Monday, Jun. 09, 1986
Central America All for One
During the past four years, the Nicaraguan rebels known as the contras have spent nearly as much time feuding among themselves as they have fighting the Sandinista government in Managua. The results have been disastrous on both fronts. The Sandinistas are winning the war in the field, and the fractious contras are losing their campaign to convince Congress that they are an effective fighting force that deserves more funding. Last week top contra leaders emerged from 13 days of closed-door meetings in Miami with a new unity accord that allows for a more democratic distribution of power in the rebel's ruling triumvirate.

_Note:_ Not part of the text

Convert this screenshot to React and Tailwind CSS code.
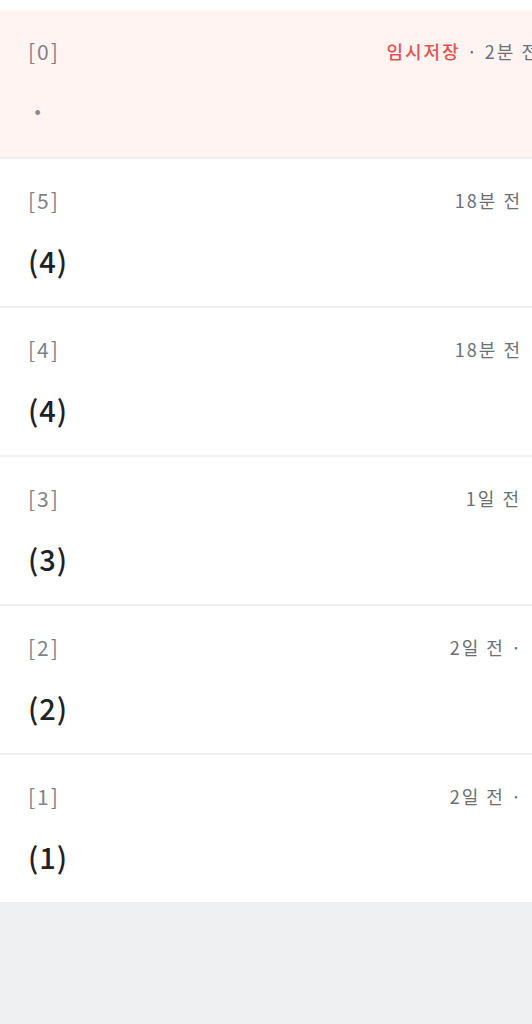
import React from 'react';

const items = [
  { id: 0, meta: '2분 전', temp: true, body: '·', pink: true, shift: '-mr-[8px]' },
  { id: 5, meta: '18분 전', body: '(4)', shift: 'mr-[10px]' },
  { id: 4, meta: '18분 전', body: '(4)', shift: 'mr-[10px]' },
  { id: 3, meta: '1일 전', body: '(3)', shift: 'mr-[11px]' },
  { id: 2, meta: '2일 전 ·', body: '(2)', shift: 'mr-[9px]' },
  { id: 1, meta: '2일 전 ·', body: '(1)', shift: 'mr-[9px]' },
];

function Row({ item }) {
  return (
    <div className={`h-[149px] border-b-2 border-[#eeeff0] pl-[28px] pt-[27px] ${item.pink ? 'bg-[#fff4f2]' : 'bg-white'}`}>
      <div className="flex items-center justify-between h-[28px]">
        <span className="text-[21px] leading-[28px] text-[#7f8388] tracking-[2px]">[{item.id}]</span>
        <span className={`whitespace-nowrap text-[18px] leading-[28px] text-[#6c7075] tracking-[2px] ${item.shift}`}>
          {item.temp && <span className="text-[#e8514f] font-medium">임시저장</span>}
          {item.temp && ' · '}
          {item.meta}
        </span>
      </div>
      <div className={`mt-[26px] leading-[40px] ${item.pink ? 'text-[26px] font-bold text-[#8a8d91] pl-[2px]' : 'text-[29px] font-medium text-[#1f2124] tracking-[1px]'}`}>
        {item.body}
      </div>
    </div>
  );
}

export default function App() {
  return (
    <div className="w-[532px] h-[1024px] overflow-hidden bg-[#eff0f1]" style={{ fontFamily: '"Noto Sans CJK KR", "Noto Sans", sans-serif' }}>
      <div className="h-[10px] bg-white" />
      {items.map(item => (
        <Row key={item.id} item={item} />
      ))}
    </div>
  );
}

Under the agreement, the three civilian leaders of the United Nicaraguan Opposition--Arturo Cruz, Alfonso Robelo and Adolfo Calero--will make major policy and personnel decisions by majority vote instead of by consensus. The current military leadership, including the controversial commander Enrique Bermudez, once a colonel in the National Guard of Dictator Anastasio ("Tachito") Somoza Debayle, will remain in place. But the accord calls for the appointment of new administrative officials to oversee finances, military and political strategy, and human rights compliance. The leaders also created a commission to probe charges of corruption. In theory, the measures should weaken the monopoly currently held by former Somoza supporters in the rebel movement. Said Contra Leader Cruz: "In this moment U.N.O. is in its most solid, firm position ever."
The agreement marked a victory for Cruz and Robelo. Their views had been regularly thwarted by Calero, who controls the Nicaraguan Democratic Force, the largest of the rebel military factions. The result, says Robert Leiken, a senior associate at the Carnegie Endowment for International Peace and an advocate of contra reform, is "quite significant." In the past, he observes, "U.N.O. has been paralyzed by internal fights." Only recently, Cruz threatened to quit the alliance unless his hand was strengthened.
Fearful of losing Cruz, who has a large following in Congress, the Reagan Administration sent Special Envoy Philip Habib to press the contras into resolving their differences and instituting U.S.-backed "democratization" measures. Later, when Calero balked at reforms that would erode his power, Washington bluntly let him know that "he had to go along or lose our backing," according to a U.S. official close to the negotiations.
Meanwhile, there were reports that the CIA took an even more direct approach to bringing about the new unity by bribing six top military commanders to desert Eden Pastora, the contentious rebel leader who had steadfastly refused to join forces with U.N.O. Pastora, bankrupt and abandoned, has sought asylum in Costa Rica. U.N.O. leaders announced last week that Pastora's old forces will join Southern Front Commander Fernando Chamorro. Under the new accord, Chamorro, who aligned with Cruz and Robelo, will hold equal rank with Bermudez. Both will answer to a newly appointed liaison between the civilian leadership and the military.
The Administration hopes that the new contra accord will persuade Congress to approve the $100 million in military and humanitarian aid that is scheduled to come up for a vote this month. The Miami agreement, said State Department Spokesman Charles Redman, "is an extremely positive step in broadening the ) leadership of the resistance, strengthening civilian control and improving coordination of military activities." However, it is still too early to tell whether the compromise will survive. The road to contra unity is littered with earlier manifestoes for change and pledges of alliance.